** Start of INFORMATION SUPPLIED **

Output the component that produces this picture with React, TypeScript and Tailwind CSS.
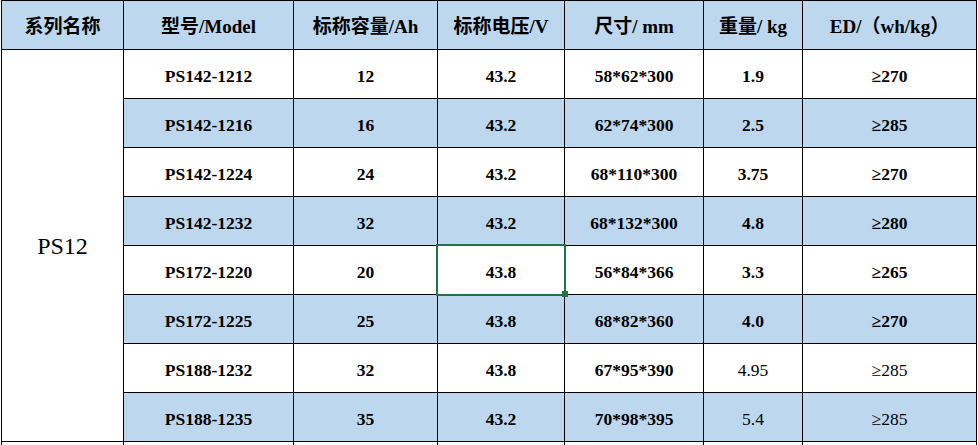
import React from "react";

const rows = [
  { m: "PS142-1212", c: "12", v: "43.2", s: "58*62*300", w: "1.9", e: "≥270", nb: false },
  { m: "PS142-1216", c: "16", v: "43.2", s: "62*74*300", w: "2.5", e: "≥285", nb: false },
  { m: "PS142-1224", c: "24", v: "43.2", s: "68*110*300", w: "3.75", e: "≥270", nb: false },
  { m: "PS142-1232", c: "32", v: "43.2", s: "68*132*300", w: "4.8", e: "≥280", nb: false },
  { m: "PS172-1220", c: "20", v: "43.8", s: "56*84*366", w: "3.3", e: "≥265", nb: false },
  { m: "PS172-1225", c: "25", v: "43.8", s: "68*82*360", w: "4.0", e: "≥270", nb: false },
  { m: "PS188-1232", c: "32", v: "43.8", s: "67*95*390", w: "4.95", e: "≥285", nb: true },
  { m: "PS188-1235", c: "35", v: "43.2", s: "70*98*395", w: "5.4", e: "≥285", nb: true },
];

const headers = ["系列名称", "型号/Model", "标称容量/Ah", "标称电压/V", "尺寸/ mm", "重量/ kg", "ED/（wh/kg）"];
const widths = ["w-[122px]", "w-[170px]", "w-[144px]", "w-[127px]", "w-[139px]", "w-[99px]", "w-[174px]"];

const cell = "border border-black p-0 pt-[4px] text-center align-middle text-[17.5px] font-['Liberation_Serif','Times_New_Roman','Noto_Sans_CJK_SC',serif]";

export default function App() {
  return (
    <div className="relative w-[978px] h-[445px] overflow-hidden bg-white text-black font-['Liberation_Serif','Times_New_Roman','Noto_Sans_CJK_SC',serif]">
      <table className="ml-[1px] border-collapse table-fixed w-[975px] font-['Liberation_Serif','Times_New_Roman','Noto_Sans_CJK_SC',serif]">
        <colgroup>
          {widths.map((w, i) => (
            <col key={i} className={w} />
          ))}
        </colgroup>
        <thead>
          <tr className="h-[49px] bg-[#bdd7ee]">
            {headers.map((h, i) => (
              <th key={i} className="border border-black p-0 pt-[3px] text-center align-middle text-[19px] font-bold leading-none whitespace-nowrap font-['Liberation_Serif','Times_New_Roman','Noto_Sans_CJK_SC',serif]">
                {h}
              </th>
            ))}
          </tr>
        </thead>
        <tbody>
          {rows.map((r, i) => (
            <tr key={i} className={`h-[49px] ${i % 2 === 1 ? "bg-[#bdd7ee]" : "bg-white"}`}>
              {i === 0 && (
                <td rowSpan={8} className="border border-black bg-white p-0 text-center align-middle text-[24px] font-normal font-['Liberation_Serif','Times_New_Roman',serif]">
                  PS12
                </td>
              )}
              <td className={`${cell} font-bold`}>{r.m}</td>
              <td className={`${cell} font-bold`}>{r.c}</td>
              <td className={`${cell} font-bold`}>{r.v}</td>
              <td className={`${cell} font-bold`}>{r.s}</td>
              <td className={`${cell} ${r.nb ? "font-normal" : "font-bold"}`}>{r.w}</td>
              <td className={`${cell} ${r.nb ? "font-normal" : "font-bold"}`}>{r.e}</td>
            </tr>
          ))}
          <tr className="h-[49px] bg-white">
            {widths.map((_, i) => (
              <td key={i} className="border border-black p-0"></td>
            ))}
          </tr>
        </tbody>
      </table>
      <div className="absolute left-[436px] top-[244px] w-[130px] h-[52px] border-2 border-[#217346]" />
      <div className="absolute left-[562px] top-[291px] w-[6px] h-[6px] bg-[#217346]" />
    </div>
  );
}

** End of INFORMATION SUPPLIED **

--- WORK REQUIRED ---
From the first line above through the line containing "border-black p-0 pt-[4px]", copy everything exactly, without the pictures.

--- WRITTEN SOLUTION ---
Output the component that produces this picture with React, TypeScript and Tailwind CSS.
import React from "react";

const rows = [
  { m: "PS142-1212", c: "12", v: "43.2", s: "58*62*300", w: "1.9", e: "≥270", nb: false },
  { m: "PS142-1216", c: "16", v: "43.2", s: "62*74*300", w: "2.5", e: "≥285", nb: false },
  { m: "PS142-1224", c: "24", v: "43.2", s: "68*110*300", w: "3.75", e: "≥270", nb: false },
  { m: "PS142-1232", c: "32", v: "43.2", s: "68*132*300", w: "4.8", e: "≥280", nb: false },
  { m: "PS172-1220", c: "20", v: "43.8", s: "56*84*366", w: "3.3", e: "≥265", nb: false },
  { m: "PS172-1225", c: "25", v: "43.8", s: "68*82*360", w: "4.0", e: "≥270", nb: false },
  { m: "PS188-1232", c: "32", v: "43.8", s: "67*95*390", w: "4.95", e: "≥285", nb: true },
  { m: "PS188-1235", c: "35", v: "43.2", s: "70*98*395", w: "5.4", e: "≥285", nb: true },
];

const headers = ["系列名称", "型号/Model", "标称容量/Ah", "标称电压/V", "尺寸/ mm", "重量/ kg", "ED/（wh/kg）"];
const widths = ["w-[122px]", "w-[170px]", "w-[144px]", "w-[127px]", "w-[139px]", "w-[99px]", "w-[174px]"];

const cell = "border border-black p-0 pt-[4px] text-center align-middle text-[17.5px] font-['Liberation_Serif','Times_New_Roman','Noto_Sans_CJK_SC',serif]";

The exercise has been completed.